Goal:
Begin with the line holding "and Tailwind CSS.", end with the line holding "import React from 'react';", and repeat every line in between exactly, without pictures.

⟨

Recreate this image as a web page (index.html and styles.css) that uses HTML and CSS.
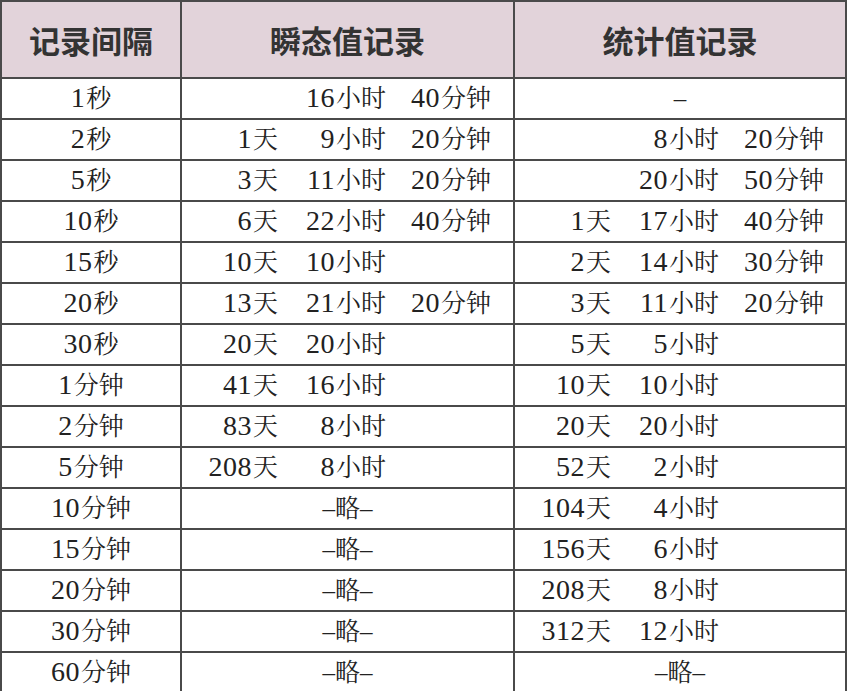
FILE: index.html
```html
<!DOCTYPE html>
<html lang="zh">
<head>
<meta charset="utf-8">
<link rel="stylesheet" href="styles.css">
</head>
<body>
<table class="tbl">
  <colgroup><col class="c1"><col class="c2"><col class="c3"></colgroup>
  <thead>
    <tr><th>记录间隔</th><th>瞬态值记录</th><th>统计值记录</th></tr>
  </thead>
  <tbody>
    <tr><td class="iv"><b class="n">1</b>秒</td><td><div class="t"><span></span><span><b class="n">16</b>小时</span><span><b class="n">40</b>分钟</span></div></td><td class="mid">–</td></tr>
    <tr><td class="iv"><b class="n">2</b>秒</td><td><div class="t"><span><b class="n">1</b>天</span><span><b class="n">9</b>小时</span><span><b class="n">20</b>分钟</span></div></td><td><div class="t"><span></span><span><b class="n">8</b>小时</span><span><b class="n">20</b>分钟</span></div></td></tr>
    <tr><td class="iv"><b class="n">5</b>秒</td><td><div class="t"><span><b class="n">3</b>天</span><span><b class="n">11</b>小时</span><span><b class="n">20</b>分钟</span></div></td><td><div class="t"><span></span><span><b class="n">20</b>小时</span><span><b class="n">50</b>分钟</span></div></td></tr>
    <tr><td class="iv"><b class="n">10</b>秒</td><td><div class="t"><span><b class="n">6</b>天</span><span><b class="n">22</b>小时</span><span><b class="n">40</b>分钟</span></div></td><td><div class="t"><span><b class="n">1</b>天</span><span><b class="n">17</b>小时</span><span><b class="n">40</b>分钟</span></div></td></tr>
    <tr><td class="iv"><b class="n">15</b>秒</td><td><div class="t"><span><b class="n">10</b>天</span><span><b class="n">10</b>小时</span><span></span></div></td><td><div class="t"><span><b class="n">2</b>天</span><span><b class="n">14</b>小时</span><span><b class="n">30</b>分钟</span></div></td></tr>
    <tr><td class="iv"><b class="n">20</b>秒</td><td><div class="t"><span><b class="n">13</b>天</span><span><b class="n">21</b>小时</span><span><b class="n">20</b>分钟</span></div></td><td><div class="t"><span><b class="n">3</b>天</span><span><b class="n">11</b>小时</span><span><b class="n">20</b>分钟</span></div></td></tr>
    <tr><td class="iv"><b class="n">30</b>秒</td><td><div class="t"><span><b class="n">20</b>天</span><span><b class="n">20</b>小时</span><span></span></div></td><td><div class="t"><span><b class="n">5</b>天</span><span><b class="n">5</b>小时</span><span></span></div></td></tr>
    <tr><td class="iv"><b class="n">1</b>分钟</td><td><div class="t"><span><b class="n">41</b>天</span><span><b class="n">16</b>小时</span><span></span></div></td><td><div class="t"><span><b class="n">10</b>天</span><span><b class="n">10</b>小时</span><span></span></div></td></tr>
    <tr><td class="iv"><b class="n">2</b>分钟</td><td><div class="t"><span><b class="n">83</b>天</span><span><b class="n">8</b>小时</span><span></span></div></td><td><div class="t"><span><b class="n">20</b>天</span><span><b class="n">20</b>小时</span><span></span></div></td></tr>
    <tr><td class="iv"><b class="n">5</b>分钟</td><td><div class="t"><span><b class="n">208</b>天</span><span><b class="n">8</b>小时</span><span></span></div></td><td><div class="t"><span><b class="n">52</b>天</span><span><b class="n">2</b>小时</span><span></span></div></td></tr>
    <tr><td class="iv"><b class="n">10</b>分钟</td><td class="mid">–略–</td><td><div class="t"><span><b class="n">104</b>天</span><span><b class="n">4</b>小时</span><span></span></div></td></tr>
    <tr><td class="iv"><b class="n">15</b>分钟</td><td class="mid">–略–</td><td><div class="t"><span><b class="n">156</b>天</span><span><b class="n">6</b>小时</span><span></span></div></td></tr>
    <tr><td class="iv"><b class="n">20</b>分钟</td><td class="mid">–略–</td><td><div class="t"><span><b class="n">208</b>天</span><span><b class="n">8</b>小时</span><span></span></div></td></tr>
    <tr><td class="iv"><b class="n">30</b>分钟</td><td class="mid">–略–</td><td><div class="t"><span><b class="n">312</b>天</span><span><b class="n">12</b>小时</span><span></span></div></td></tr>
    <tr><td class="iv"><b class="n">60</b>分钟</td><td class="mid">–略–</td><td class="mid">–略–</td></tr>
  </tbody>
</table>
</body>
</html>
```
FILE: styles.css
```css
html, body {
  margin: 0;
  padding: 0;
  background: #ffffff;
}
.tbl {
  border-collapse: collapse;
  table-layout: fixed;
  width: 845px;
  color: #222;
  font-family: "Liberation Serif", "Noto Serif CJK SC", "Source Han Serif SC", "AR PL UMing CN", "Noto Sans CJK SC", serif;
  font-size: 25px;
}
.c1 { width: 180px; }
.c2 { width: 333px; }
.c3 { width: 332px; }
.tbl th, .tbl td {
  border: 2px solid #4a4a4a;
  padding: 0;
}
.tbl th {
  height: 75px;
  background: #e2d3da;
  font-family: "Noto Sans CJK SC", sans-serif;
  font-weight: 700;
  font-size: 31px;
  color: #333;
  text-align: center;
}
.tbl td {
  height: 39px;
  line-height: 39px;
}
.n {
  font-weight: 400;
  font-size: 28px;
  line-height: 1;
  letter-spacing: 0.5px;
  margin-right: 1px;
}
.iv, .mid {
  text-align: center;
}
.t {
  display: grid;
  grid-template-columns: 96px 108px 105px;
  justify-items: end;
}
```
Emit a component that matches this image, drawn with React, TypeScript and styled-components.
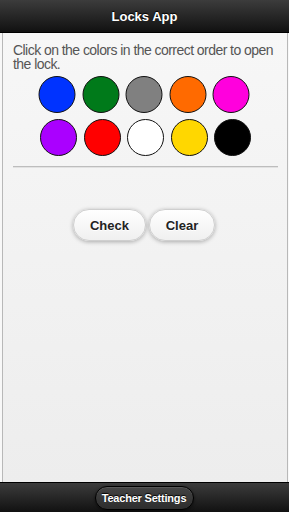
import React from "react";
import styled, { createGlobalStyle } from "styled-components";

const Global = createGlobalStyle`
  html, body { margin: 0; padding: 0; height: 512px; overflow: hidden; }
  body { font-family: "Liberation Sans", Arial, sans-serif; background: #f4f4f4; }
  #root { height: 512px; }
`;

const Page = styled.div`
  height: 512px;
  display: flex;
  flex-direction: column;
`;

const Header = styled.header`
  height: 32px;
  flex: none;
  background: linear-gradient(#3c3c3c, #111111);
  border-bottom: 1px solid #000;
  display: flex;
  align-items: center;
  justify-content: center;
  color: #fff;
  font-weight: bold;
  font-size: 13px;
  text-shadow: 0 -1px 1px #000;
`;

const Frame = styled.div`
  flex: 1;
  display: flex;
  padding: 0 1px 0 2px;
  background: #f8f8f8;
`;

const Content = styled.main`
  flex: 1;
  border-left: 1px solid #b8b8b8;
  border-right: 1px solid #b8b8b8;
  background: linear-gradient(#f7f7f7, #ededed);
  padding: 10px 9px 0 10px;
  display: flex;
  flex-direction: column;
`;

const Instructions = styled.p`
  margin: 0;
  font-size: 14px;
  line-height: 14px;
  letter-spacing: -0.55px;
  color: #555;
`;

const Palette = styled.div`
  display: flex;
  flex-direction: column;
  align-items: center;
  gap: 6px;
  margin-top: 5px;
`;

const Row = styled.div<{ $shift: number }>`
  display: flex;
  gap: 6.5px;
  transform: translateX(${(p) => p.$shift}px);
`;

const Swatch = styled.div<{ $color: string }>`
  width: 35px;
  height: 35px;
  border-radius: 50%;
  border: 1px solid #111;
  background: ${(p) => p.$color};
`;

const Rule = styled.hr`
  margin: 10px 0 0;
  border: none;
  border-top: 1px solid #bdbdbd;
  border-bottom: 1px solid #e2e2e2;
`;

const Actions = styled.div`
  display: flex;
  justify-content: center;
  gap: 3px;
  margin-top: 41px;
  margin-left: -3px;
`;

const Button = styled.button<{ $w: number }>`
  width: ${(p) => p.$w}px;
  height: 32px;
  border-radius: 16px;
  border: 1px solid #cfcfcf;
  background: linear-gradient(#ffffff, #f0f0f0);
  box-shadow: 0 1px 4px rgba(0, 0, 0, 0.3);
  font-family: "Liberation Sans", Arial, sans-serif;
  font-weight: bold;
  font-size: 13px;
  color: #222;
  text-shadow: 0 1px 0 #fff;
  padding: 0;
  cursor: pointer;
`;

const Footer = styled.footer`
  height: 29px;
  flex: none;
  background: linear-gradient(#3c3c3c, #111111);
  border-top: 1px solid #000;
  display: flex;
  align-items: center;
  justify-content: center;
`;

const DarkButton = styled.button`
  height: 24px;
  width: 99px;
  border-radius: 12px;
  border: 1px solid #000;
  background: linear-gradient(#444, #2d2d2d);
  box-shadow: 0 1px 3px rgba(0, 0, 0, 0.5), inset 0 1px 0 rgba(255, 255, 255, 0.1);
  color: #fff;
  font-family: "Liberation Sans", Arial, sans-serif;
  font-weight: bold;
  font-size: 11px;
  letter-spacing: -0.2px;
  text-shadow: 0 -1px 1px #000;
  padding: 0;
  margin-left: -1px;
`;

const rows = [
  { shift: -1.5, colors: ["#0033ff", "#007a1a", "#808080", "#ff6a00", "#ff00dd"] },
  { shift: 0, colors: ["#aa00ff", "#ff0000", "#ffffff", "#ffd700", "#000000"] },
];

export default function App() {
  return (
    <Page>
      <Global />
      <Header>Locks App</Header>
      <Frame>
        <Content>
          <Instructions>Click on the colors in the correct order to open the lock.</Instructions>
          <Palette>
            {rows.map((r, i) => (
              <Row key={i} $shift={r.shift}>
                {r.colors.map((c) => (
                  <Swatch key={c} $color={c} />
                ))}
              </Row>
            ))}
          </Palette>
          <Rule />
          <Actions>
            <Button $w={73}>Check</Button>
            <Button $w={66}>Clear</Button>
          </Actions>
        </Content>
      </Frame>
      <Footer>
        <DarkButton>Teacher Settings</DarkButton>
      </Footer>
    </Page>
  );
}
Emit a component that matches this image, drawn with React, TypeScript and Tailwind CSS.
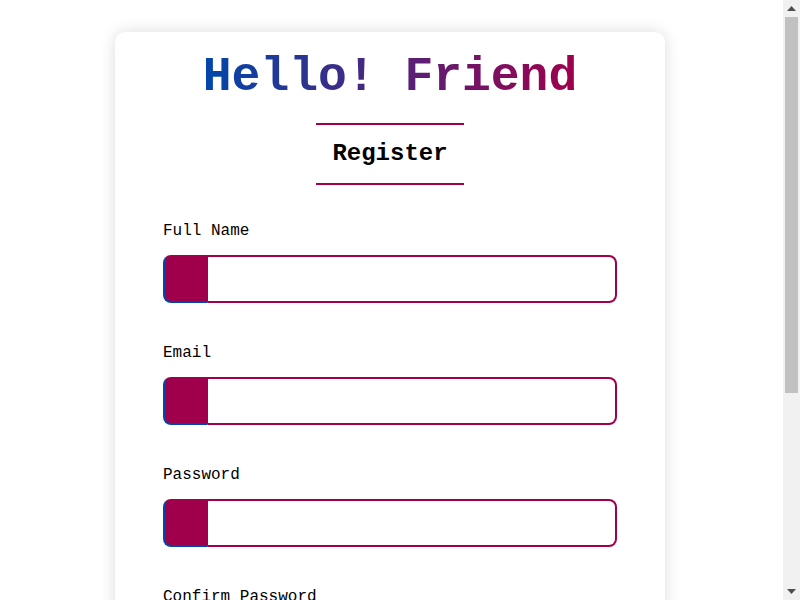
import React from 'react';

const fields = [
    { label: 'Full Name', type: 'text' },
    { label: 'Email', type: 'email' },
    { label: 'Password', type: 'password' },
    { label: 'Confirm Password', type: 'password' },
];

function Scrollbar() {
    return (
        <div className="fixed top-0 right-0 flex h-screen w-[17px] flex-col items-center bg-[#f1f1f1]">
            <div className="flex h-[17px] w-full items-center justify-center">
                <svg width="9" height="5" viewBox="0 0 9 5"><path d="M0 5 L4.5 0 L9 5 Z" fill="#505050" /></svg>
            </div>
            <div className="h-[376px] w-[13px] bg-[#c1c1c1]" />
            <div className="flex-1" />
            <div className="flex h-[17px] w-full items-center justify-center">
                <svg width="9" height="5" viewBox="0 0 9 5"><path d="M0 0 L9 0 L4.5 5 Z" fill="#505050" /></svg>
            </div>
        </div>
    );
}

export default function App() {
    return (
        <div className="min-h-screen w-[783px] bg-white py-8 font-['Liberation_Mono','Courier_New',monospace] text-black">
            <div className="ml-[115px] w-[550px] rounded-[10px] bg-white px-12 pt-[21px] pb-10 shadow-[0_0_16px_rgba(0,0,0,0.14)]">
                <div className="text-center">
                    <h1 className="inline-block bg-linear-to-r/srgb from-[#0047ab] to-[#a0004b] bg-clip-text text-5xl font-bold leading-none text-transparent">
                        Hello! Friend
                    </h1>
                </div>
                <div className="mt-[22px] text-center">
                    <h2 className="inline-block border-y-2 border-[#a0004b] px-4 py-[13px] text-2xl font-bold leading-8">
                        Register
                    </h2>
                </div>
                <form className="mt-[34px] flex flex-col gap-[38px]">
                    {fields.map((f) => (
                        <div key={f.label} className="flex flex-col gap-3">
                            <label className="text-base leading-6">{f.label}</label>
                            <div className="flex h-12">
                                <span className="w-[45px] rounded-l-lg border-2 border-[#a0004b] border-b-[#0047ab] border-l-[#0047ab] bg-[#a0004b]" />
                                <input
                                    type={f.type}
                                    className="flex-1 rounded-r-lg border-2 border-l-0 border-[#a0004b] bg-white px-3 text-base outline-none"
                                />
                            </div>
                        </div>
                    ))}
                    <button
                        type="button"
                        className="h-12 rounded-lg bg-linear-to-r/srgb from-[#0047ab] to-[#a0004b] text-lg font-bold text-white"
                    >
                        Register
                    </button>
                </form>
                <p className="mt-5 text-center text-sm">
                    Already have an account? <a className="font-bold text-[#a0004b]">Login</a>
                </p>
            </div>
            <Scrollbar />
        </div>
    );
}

⟩

Written reply:
Emit a component that matches this image, drawn with React, TypeScript and Tailwind CSS.
import React from 'react';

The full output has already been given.